Published in final edited form as: Cell Metab. 2023 Jul 5;35(8):1424–1440.e5. doi: 10.1016/j.cmet.2023.06.005

Figure 4. Immune Infiltration in the ccRCC Tumor.

Figure 4.

a) Left: Scatterplot illustrating Simpson’s paradox, where non-independence in data due to a patient-level random effect, confounds the co-expression pattern between two variables. Right: In parametric bootstrapping the true model is compared to the null model where the p-value is the fraction of times the null model a test statistic from the null model exceeds the true test statistic. 100,000 bootstraps were performed. b) Marginal explained variance in a mixed-effects linear model of metabolite levels predicting Immune Score with patient added as a random effect. Each dot represents a single metabolite.
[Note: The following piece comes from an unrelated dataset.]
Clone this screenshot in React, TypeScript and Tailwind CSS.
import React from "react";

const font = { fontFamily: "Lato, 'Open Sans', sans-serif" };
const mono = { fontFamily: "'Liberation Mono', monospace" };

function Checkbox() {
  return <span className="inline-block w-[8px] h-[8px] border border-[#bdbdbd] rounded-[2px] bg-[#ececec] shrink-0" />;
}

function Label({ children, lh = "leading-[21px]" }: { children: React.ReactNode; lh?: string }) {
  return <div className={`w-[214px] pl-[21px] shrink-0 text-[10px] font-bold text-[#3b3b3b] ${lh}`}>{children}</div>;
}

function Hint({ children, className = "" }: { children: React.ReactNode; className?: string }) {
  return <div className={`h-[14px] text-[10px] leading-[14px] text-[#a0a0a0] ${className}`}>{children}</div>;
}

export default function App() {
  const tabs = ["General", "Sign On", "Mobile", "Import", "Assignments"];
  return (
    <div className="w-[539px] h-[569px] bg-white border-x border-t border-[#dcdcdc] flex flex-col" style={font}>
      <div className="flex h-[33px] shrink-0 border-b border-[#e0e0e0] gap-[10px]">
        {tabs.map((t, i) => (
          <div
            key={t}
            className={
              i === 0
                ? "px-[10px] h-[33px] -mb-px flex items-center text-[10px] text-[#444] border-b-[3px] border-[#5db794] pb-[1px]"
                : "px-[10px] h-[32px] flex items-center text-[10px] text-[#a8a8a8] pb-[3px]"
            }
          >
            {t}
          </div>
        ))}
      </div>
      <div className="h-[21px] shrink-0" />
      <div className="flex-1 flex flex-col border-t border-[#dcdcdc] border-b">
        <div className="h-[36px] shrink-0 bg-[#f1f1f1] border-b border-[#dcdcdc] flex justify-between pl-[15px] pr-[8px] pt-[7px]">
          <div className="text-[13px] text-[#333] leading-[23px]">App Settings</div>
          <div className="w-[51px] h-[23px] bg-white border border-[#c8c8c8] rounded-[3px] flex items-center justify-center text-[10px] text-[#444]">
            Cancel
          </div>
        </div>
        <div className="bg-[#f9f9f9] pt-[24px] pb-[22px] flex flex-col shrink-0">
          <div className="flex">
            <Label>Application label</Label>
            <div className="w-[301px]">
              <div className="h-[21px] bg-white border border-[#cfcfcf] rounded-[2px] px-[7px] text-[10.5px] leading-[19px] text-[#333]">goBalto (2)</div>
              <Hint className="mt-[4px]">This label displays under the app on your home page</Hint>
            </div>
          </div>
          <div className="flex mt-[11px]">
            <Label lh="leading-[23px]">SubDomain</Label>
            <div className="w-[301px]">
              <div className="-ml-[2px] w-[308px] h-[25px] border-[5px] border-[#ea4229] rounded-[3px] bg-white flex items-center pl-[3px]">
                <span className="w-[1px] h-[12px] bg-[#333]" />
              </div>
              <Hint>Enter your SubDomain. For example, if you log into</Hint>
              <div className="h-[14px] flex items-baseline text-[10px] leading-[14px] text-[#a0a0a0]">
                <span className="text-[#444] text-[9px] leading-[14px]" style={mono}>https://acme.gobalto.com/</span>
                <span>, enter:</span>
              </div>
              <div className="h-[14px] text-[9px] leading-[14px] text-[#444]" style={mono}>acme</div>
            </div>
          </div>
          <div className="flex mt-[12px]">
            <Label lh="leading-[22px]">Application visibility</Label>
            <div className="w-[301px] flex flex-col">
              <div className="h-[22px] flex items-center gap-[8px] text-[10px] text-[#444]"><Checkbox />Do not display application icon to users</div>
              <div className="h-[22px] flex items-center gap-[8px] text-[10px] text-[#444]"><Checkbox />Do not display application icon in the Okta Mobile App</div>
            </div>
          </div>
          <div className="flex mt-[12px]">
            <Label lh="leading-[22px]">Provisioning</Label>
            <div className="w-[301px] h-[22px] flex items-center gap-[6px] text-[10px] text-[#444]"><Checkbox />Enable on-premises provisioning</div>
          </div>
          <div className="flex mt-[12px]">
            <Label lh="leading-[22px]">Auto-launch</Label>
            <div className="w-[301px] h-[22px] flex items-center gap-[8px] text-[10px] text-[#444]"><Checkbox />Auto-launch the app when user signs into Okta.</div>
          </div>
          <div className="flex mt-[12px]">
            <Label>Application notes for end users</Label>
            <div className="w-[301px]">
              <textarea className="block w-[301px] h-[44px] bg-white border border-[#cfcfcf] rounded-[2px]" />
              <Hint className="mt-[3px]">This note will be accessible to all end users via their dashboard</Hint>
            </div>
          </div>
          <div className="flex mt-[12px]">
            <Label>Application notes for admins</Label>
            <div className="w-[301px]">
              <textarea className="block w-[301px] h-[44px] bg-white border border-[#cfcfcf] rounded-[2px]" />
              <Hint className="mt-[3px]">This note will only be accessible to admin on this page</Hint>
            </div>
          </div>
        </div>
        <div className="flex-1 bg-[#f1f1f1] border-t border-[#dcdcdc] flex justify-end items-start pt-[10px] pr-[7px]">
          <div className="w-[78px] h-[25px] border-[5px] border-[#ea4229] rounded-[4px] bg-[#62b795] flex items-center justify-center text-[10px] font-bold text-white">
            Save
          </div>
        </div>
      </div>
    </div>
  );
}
Significant metabolites in the NAD+ metabolism pathway are labeled in green while significant metabolites in the glutathione pathway are labeled in blue. c) Fisher’s exact test was performed on pathways with 3+ metabolites to determine pathways with a significantly higher proportion of their metabolites associated with Immune Score based on the mixed effects model. The barplot shows FDR-adjusted p-values from Fisher’s exact test. d) Nicotinamide and quinolinate levels are elevated in tumor regions with high immune infiltration relative to paired tumor regions with low immune infiltration.